Defendant was not deprived of a fair trial by the court's denial of his request to redact portions of the videotaped interview in which the prosecutor expressed disbelief or skepticism regarding a particular aspect of defendant's statement. Even assuming that the prosecutor's comments should have been redacted, defendant was not prejudiced because these comments concerned a matter that was only relevant to the charge of intentional murder, which resulted in an acquittal.

By failing to object, or by making insufficiently specific objections, defendant failed to preserve his challenges to the People's summation, and we decline to review them in the interest of justice. As an alternative holding, we find no basis for reversal (see People v Overlee, 236 AD2d 133 [1st Dept 1997], lv denied 91 NY2d 976 [1998]; People v D'Alessandro, 184 AD2d 114, 118-119 [1st Dept 1992], lv denied 81 NY2d 884 [1993]).
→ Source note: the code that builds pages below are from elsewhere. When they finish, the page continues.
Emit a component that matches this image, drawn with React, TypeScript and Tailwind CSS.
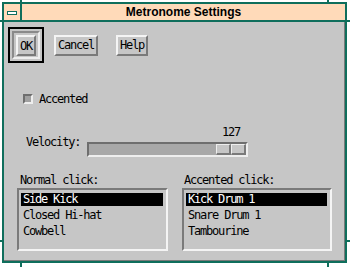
import React from "react";

const mono = "font-['DejaVu_Sans_Mono',monospace] text-[12px] tracking-[-1.2px] text-black";

function Btn({ label, w }: { label: string; w: string }) {
  return (
    <div
      className={`${w} h-[21px] flex items-center justify-center bg-[#c6c6c6] border-2 border-t-[#f4f4f4] border-l-[#f4f4f4] border-r-[#7a7a7a] border-b-[#7a7a7a] leading-[14px] ${mono}`}
    >
      {label}
    </div>
  );
}

function ListBox({ items }: { items: string[] }) {
  return (
    <div className="h-[63px] bg-[#c6c6c6] border-2 border-t-[#7a7a7a] border-l-[#7a7a7a] border-r-[#f4f4f4] border-b-[#f4f4f4] pt-[1px]">
      {items.map((it, i) => (
        <div key={it} className="h-[16px] flex items-center">
          <div
            className={`h-[13px] ml-[2px] mr-[3px] flex-1 pl-[2px] leading-[13px] ${mono} ${
              i === 0 ? "bg-black !text-white" : ""
            }`}
          >
            {it}
          </div>
        </div>
      ))}
    </div>
  );
}

export default function App() {
  return (
    <div className="relative w-[350px] h-[267px] bg-white pl-[2px] pt-[2px] overflow-hidden">
      {/* frame */}
      <div className="w-[345px] h-[261px] border-2 border-[#0f6e5c] flex flex-col">
        {/* title bar */}
        <div className="h-[18px] flex bg-[#ffdab9] border-b-2 border-[#0f6e5c]">
          <div className="w-[18px] h-full border-r-2 border-[#0f6e5c] flex items-center justify-center">
            <div className="w-[10px] h-[4px] mt-[1px] border border-[#0f6e5c] bg-white" />
          </div>
          <div className="flex-1 text-center font-['Liberation_Sans',Arial,sans-serif] font-bold text-[12px] leading-[16px] text-black">
            Metronome Settings
          </div>
        </div>
        {/* content */}
        <div className="flex-1 bg-[#c6c6c6] border-r border-b border-[#7a7a7a] flex flex-col">
          {/* buttons */}
          <div className="mt-[5px] ml-[4px] flex items-center h-[36px]">
            <div className="w-[36px] h-[36px] border-2 border-black p-[2px]">
              <div className="w-full h-full border-2 border-t-[#8a8a8a] border-l-[#8a8a8a] border-r-[#eeeeee] border-b-[#eeeeee] p-[2px] flex">
                <Btn label="OK" w="w-[20px]" />
              </div>
            </div>
            <div className="ml-[10px]">
              <Btn label="Cancel" w="w-[44px]" />
            </div>
            <div className="ml-[18px]">
              <Btn label="Help" w="w-[32px]" />
            </div>
          </div>
          {/* checkbox */}
          <div className="mt-[31px] ml-[19px] h-[10px] flex items-center">
            <div className="w-[10px] h-[10px] bg-[#a0a0a0] border-2 border-t-[#6e6e6e] border-l-[#6e6e6e] border-r-[#eeeeee] border-b-[#eeeeee]" />
            <div className={`ml-[6px] leading-[10px] ${mono}`}>Accented</div>
          </div>
          {/* velocity */}
          <div className="mt-[22px] ml-[22px] flex">
            <div className={`w-[61px] pt-[10px] leading-[12px] ${mono}`}>Velocity:</div>
            <div className="w-[161px] flex flex-col">
              <div className={`h-[12px] leading-[12px] flex justify-end pr-[8px] ${mono}`}>127</div>
              <div className="mt-[4px] h-[15px] bg-[#a8a8a8] border-2 border-t-[#6e6e6e] border-l-[#6e6e6e] border-r-[#eeeeee] border-b-[#eeeeee] flex justify-end">
                <div className="w-[30px] h-full flex">
                  <div className="w-[15px] h-full bg-[#c6c6c6] border-t border-l border-t-[#eeeeee] border-l-[#eeeeee] border-r-2 border-b-2 border-r-[#7a7a7a] border-b-[#7a7a7a]" />
                  <div className="w-[15px] h-full bg-[#c6c6c6] border-t border-l border-t-[#eeeeee] border-l-[#eeeeee] border-r-2 border-b-2 border-r-[#7a7a7a] border-b-[#7a7a7a]" />
                </div>
              </div>
            </div>
          </div>
          {/* lists */}
          <div className="mt-[17px] ml-[13px] flex">
            <div className="w-[151px] flex flex-col">
              <div className={`h-[12px] leading-[12px] pl-[3px] ${mono}`}>Normal click:</div>
              <div className="mt-[2px]">
                <ListBox items={["Side Kick", "Closed Hi-hat", "Cowbell"]} />
              </div>
            </div>
            <div className="w-[150px] ml-[14px] flex flex-col">
              <div className={`h-[12px] leading-[12px] pl-[2px] ${mono}`}>Accented click:</div>
              <div className="mt-[2px]">
                <ListBox items={["Kick Drum 1", "Snare Drum 1", "Tambourine"]} />
              </div>
            </div>
          </div>
        </div>
      </div>
      {/* frame corner ticks */}
      <div className="absolute left-[20px] top-0 w-[2px] h-[2px] bg-[#0f6e5c]" />
      <div className="absolute left-0 top-[20px] w-[2px] h-[2px] bg-[#0f6e5c]" />
      <div className="absolute left-[327px] top-0 w-[2px] h-[2px] bg-[#0f6e5c]" />
      <div className="absolute left-[347px] top-[20px] w-[3px] h-[2px] bg-[#0f6e5c]" />
      <div className="absolute left-0 top-[240px] w-[2px] h-[2px] bg-[#0f6e5c]" />
      <div className="absolute left-[20px] top-[263px] w-[2px] h-[4px] bg-[#0f6e5c]" />
      <div className="absolute left-[347px] top-[240px] w-[3px] h-[2px] bg-[#0f6e5c]" />
      <div className="absolute left-[327px] top-[263px] w-[2px] h-[4px] bg-[#0f6e5c]" />
    </div>
  );
}
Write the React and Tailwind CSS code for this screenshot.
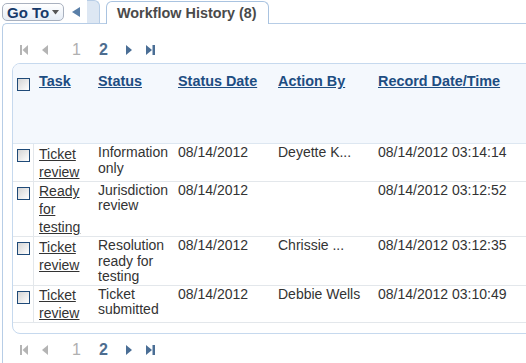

Defendant received effective assistance of counsel under the state and federal standards (see People v Benevento, 91 NY2d 708, 713-714 [1998]; Strickland v Washington, 466 US 668 [1984]). Defendant has not shown that any of counsel's alleged deficiencies fell below an objective standard of reasonableness, or that, viewed individually or collectively, they deprived defendant of a fair trial or affected the outcome of the case (see People v Cass, 18 NY3d 553, 564 [2012]).

We have considered and rejected defendant's pro se claims.

THIS CONSTITUTES THE DECISION AND ORDER

OF THE SUPREME COURT, APPELLATE DIVISION, FIRST DEPARTMENT.